GOLDEN VALLEY, Minn. - This presidential election year certainly has people talking. But making sure those conversation remain civil can be tricky. How do family, friends or coworkers discuss the issues without devolving into an all out argument?

Here's a take home list of tips to discussing politics from Psychology Today:

1. No sarcasm

It wins no arguments. You want to be Maddow or O’Reilly to your friends, so be it. “Psychologist John Gottman's marriage research has found that a sarcastic dismissive attitude toward partner's comments is the single best predictor of divorce,” said Susan Heitler, Denver psychologist and marriage counselor.

2. Actually listen

“People engage with you when they feel like they are respected and that you carte about them and you care about what they have to say , then they will open themselves up to your perspective and viewpoints,” said Surerus.

3. A fixed belief system

Heitler says it's neither fun nor helpful to talk politics with someone who is certain they have all the right answers.
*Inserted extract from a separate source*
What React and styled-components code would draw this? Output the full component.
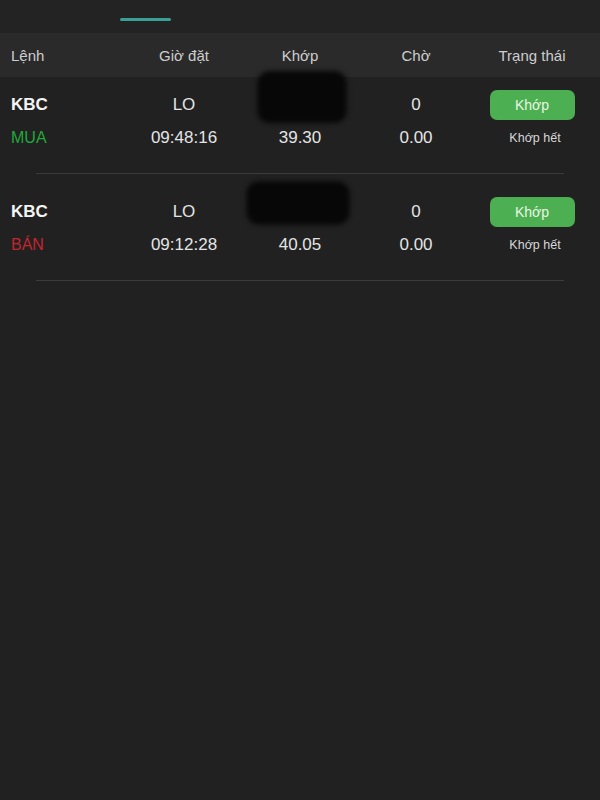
import React from "react";
import styled, { createGlobalStyle } from "styled-components";

const Global = createGlobalStyle`
  html, body { margin: 0; padding: 0; background: #212121; }
  body { font-family: "Liberation Sans", Arial, sans-serif; }
  #root { min-height: 800px; background: #212121; }
`;

const Page = styled.div`
  width: 600px;
  min-height: 800px;
  background: #212121;
  color: #e2e2e2;
`;

const TopBar = styled.div`
  height: 33px;
  background: #232323;
  padding-top: 18px;
  box-sizing: border-box;
`;

const TabIndicator = styled.div`
  margin-left: 120px;
  width: 51px;
  height: 3px;
  border-radius: 2px;
  background: #39a096;
`;

const Grid = styled.div`
  display: grid;
  grid-template-columns: 126px repeat(4, 116px);
  align-items: center;
`;

const HeaderRow = styled(Grid)`
  height: 44px;
  background: #2a2a2a;
  font-size: 15px;
  color: #cdcdcd;
`;

const HeadCell = styled.div`
  text-align: ${(p) => (p.$left ? "left" : "center")};
  padding-left: ${(p) => (p.$left ? "11px" : "0")};
`;

const Row = styled.div`
  padding: 21px 0 19px;
  &:first-child { padding-top: 11px; }
`;

const Line = styled(Grid)`
  height: 33px;
`;

const Cell = styled.div`
  position: relative;
  text-align: center;
  font-size: 17px;
  color: #e4e4e4;
`;

const Symbol = styled.div`
  padding-left: 11px;
  font-size: 17px;
  font-weight: 700;
  color: #f4f4f4;
`;

const Side = styled.div`
  padding-left: 11px;
  font-size: 16px;
  color: ${(p) => (p.$buy ? "#22a83a" : "#c2262e")};
`;

const Status = styled.div`
  display: flex;
  justify-content: center;
`;

const StatusButton = styled.div`
  width: 85px;
  height: 30px;
  border-radius: 7px;
  background: #4caf52;
  color: #e9f6e4;
  font-size: 14px;
  display: flex;
  align-items: center;
  justify-content: center;
`;

const StatusNote = styled.div`
  text-align: center;
  padding-left: 6px;
  font-size: 12.5px;
  color: #d8d8d8;
`;

const Redaction = styled.div`
  position: absolute;
  left: 50%;
  top: 50%;
  width: ${(p) => p.$w}px;
  height: ${(p) => p.$h}px;
  transform: translate(calc(-50% + ${(p) => p.$dx}px), calc(-50% + ${(p) => p.$dy}px));
  background: #070707;
  border-radius: 12px;
  filter: blur(2.5px);
`;

const Divider = styled.div`
  height: 1px;
  margin: 0 36px;
  background: #3b3b3b;
`;

const orders = [
  { sym: "KBC", buy: true, side: "MUA", type: "LO", time: "09:48:16", price: "39.30", wait: "0", waitVal: "0.00", blob: { w: 89, h: 52, dx: 2, dy: -8 } },
  { sym: "KBC", buy: false, side: "BÁN", type: "LO", time: "09:12:28", price: "40.05", wait: "0", waitVal: "0.00", blob: { w: 103, h: 43, dx: -2, dy: -9 } },
];

export default function App() {
  return (
    <Page>
      <Global />
      <TopBar>
        <TabIndicator />
      </TopBar>
      <HeaderRow>
        <HeadCell $left>Lệnh</HeadCell>
        <HeadCell>Giờ đặt</HeadCell>
        <HeadCell>Khớp</HeadCell>
        <HeadCell>Chờ</HeadCell>
        <HeadCell>Trạng thái</HeadCell>
      </HeaderRow>
      <div>
        {orders.map((o, i) => (
          <React.Fragment key={i}>
            <Row>
              <Line>
                <Symbol>{o.sym}</Symbol>
                <Cell>{o.type}</Cell>
                <Cell>
                  &nbsp;
                  <Redaction $w={o.blob.w} $h={o.blob.h} $dx={o.blob.dx} $dy={o.blob.dy} />
                </Cell>
                <Cell>{o.wait}</Cell>
                <Status>
                  <StatusButton>Khớp</StatusButton>
                </Status>
              </Line>
              <Line>
                <Side $buy={o.buy}>{o.side}</Side>
                <Cell>{o.time}</Cell>
                <Cell>{o.price}</Cell>
                <Cell>{o.waitVal}</Cell>
                <StatusNote>Khớp hết</StatusNote>
              </Line>
            </Row>
            <Divider />
          </React.Fragment>
        ))}
      </div>
    </Page>
  );
}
Open up the impenetrable walls; be willing to learn.

4. The shutdown

Often people will walk away in disgust or keep interrupting opposing views. Surerus says these are not effective tactics.

5. Check your emotions

“When you know that you are getting activated, when you sense that your blood pressure is rising because they are talking about something that really triggers you, and you are fully aware that you cannot have a calm conversation, that's when it's best to stay away,” said Surerus.